▸ **Supplied records**:
-- -- --
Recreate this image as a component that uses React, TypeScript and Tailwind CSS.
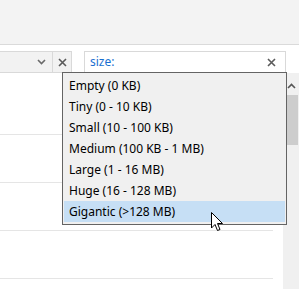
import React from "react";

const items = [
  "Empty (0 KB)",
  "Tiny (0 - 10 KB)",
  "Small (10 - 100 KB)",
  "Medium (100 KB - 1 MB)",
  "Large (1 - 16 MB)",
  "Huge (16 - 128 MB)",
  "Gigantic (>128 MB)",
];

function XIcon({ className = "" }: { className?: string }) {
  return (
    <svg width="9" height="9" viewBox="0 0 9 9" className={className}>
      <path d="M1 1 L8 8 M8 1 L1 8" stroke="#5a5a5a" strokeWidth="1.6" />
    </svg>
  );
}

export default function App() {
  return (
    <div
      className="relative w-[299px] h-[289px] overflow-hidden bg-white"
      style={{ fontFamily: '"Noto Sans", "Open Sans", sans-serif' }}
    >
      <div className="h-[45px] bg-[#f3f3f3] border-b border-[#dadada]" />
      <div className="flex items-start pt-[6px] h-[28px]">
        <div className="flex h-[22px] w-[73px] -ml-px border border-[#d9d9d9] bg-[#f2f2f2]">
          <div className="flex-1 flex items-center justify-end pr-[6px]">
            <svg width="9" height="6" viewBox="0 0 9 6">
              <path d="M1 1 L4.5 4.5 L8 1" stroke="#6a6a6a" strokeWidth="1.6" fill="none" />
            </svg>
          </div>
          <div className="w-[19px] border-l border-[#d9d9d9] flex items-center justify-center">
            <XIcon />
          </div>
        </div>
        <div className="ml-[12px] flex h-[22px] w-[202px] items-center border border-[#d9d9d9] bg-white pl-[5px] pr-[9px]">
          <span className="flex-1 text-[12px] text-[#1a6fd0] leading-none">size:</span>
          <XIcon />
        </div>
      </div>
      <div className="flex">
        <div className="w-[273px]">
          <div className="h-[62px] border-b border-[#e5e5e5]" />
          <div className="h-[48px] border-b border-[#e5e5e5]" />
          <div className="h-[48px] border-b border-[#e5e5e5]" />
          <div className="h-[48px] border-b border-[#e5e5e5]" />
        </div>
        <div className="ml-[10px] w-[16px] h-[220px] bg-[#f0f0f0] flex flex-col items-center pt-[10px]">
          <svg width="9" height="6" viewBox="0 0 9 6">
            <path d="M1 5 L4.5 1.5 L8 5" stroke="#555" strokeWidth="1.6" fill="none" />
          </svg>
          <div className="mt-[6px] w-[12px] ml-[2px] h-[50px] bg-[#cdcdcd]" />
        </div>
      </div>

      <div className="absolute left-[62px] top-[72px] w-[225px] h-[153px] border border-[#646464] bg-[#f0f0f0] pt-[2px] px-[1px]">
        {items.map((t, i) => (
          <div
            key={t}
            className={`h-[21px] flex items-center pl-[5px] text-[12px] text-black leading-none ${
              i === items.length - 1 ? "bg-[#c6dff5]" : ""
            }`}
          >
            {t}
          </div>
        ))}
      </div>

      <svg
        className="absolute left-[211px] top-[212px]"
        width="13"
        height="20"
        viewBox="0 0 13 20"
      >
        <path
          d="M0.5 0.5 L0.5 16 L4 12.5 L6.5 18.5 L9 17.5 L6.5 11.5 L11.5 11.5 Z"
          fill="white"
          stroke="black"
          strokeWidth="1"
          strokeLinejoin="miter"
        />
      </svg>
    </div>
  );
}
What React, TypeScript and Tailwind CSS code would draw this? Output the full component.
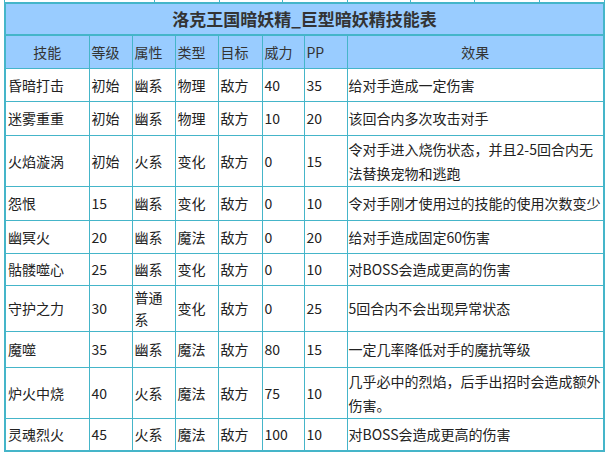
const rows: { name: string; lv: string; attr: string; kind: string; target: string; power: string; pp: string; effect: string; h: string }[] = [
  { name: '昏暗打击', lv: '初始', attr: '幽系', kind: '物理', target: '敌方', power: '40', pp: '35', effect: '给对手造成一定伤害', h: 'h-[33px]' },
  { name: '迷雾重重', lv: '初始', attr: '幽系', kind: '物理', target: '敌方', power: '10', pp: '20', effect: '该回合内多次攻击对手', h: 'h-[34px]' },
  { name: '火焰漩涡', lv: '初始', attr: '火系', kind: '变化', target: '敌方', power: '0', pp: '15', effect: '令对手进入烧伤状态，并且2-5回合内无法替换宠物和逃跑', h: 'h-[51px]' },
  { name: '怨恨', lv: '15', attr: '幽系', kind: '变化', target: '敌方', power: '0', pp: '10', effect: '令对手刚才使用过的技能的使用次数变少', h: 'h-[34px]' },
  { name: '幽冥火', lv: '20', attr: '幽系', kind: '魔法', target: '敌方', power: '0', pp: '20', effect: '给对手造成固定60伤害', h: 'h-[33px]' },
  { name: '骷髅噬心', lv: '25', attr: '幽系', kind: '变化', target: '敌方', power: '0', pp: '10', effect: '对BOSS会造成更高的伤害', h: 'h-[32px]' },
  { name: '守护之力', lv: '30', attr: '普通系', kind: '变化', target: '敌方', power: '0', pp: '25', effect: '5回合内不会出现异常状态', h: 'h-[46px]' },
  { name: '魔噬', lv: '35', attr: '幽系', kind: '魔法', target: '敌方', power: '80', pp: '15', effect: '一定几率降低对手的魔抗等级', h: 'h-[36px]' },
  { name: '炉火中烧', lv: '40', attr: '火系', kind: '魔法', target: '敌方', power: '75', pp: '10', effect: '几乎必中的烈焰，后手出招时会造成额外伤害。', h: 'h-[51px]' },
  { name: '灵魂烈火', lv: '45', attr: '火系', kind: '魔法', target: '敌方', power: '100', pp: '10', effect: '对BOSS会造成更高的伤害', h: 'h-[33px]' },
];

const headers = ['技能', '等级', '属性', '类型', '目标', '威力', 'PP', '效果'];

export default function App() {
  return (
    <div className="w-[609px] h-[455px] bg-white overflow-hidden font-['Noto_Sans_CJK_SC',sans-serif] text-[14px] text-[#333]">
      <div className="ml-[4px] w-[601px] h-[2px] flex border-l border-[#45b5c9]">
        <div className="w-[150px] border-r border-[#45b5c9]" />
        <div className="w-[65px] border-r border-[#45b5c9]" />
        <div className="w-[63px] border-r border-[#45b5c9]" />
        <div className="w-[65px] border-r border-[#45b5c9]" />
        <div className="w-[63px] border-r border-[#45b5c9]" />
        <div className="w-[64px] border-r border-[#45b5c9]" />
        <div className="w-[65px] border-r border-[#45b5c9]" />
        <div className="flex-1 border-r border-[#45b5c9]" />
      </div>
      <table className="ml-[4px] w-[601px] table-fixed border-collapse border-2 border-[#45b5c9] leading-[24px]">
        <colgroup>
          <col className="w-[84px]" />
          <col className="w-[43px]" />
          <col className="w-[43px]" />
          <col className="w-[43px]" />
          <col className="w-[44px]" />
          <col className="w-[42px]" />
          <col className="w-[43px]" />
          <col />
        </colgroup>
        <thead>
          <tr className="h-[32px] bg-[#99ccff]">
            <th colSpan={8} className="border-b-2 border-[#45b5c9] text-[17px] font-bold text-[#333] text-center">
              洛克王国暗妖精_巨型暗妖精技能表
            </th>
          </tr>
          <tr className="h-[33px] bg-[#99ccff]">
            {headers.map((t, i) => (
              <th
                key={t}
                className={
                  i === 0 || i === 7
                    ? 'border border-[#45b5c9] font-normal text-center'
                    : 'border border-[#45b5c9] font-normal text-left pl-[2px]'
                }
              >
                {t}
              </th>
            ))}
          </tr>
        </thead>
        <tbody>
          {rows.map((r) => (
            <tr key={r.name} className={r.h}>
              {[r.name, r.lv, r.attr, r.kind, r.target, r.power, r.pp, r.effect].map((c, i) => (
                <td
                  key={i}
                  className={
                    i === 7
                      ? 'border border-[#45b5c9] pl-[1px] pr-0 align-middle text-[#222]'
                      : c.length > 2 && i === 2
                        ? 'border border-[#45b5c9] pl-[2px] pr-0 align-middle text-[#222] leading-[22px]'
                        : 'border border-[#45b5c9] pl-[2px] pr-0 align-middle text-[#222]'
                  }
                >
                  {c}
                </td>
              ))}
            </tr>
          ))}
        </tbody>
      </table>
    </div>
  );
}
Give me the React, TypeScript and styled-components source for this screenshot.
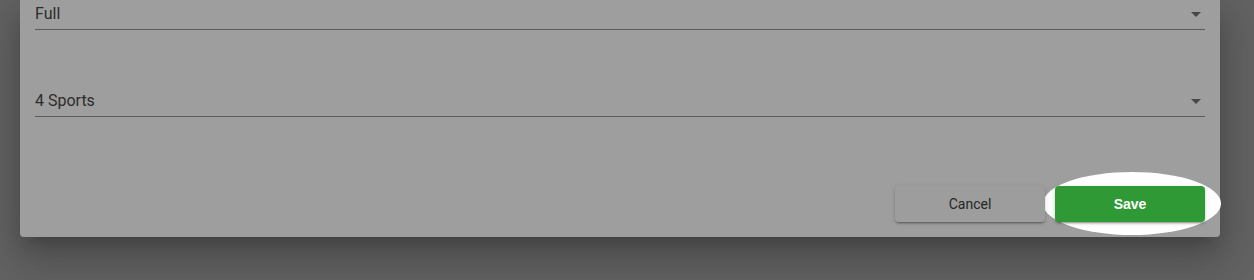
-- -- --
▸ **Exercise task**: Only the lines from the one with "What React, TypeScript" through the one with "['技能', '等级', '属性', '类型', '目标', '威力', 'PP', '效果'];", both included, go in the copy, exactly as written. Leave the pictures behind.

▸ **Full solution**:
What React, TypeScript and Tailwind CSS code would draw this? Output the full component.
const rows: { name: string; lv: string; attr: string; kind: string; target: string; power: string; pp: string; effect: string; h: string }[] = [
  { name: '昏暗打击', lv: '初始', attr: '幽系', kind: '物理', target: '敌方', power: '40', pp: '35', effect: '给对手造成一定伤害', h: 'h-[33px]' },
  { name: '迷雾重重', lv: '初始', attr: '幽系', kind: '物理', target: '敌方', power: '10', pp: '20', effect: '该回合内多次攻击对手', h: 'h-[34px]' },
  { name: '火焰漩涡', lv: '初始', attr: '火系', kind: '变化', target: '敌方', power: '0', pp: '15', effect: '令对手进入烧伤状态，并且2-5回合内无法替换宠物和逃跑', h: 'h-[51px]' },
  { name: '怨恨', lv: '15', attr: '幽系', kind: '变化', target: '敌方', power: '0', pp: '10', effect: '令对手刚才使用过的技能的使用次数变少', h: 'h-[34px]' },
  { name: '幽冥火', lv: '20', attr: '幽系', kind: '魔法', target: '敌方', power: '0', pp: '20', effect: '给对手造成固定60伤害', h: 'h-[33px]' },
  { name: '骷髅噬心', lv: '25', attr: '幽系', kind: '变化', target: '敌方', power: '0', pp: '10', effect: '对BOSS会造成更高的伤害', h: 'h-[32px]' },
  { name: '守护之力', lv: '30', attr: '普通系', kind: '变化', target: '敌方', power: '0', pp: '25', effect: '5回合内不会出现异常状态', h: 'h-[46px]' },
  { name: '魔噬', lv: '35', attr: '幽系', kind: '魔法', target: '敌方', power: '80', pp: '15', effect: '一定几率降低对手的魔抗等级', h: 'h-[36px]' },
  { name: '炉火中烧', lv: '40', attr: '火系', kind: '魔法', target: '敌方', power: '75', pp: '10', effect: '几乎必中的烈焰，后手出招时会造成额外伤害。', h: 'h-[51px]' },
  { name: '灵魂烈火', lv: '45', attr: '火系', kind: '魔法', target: '敌方', power: '100', pp: '10', effect: '对BOSS会造成更高的伤害', h: 'h-[33px]' },
];

const headers = ['技能', '等级', '属性', '类型', '目标', '威力', 'PP', '效果'];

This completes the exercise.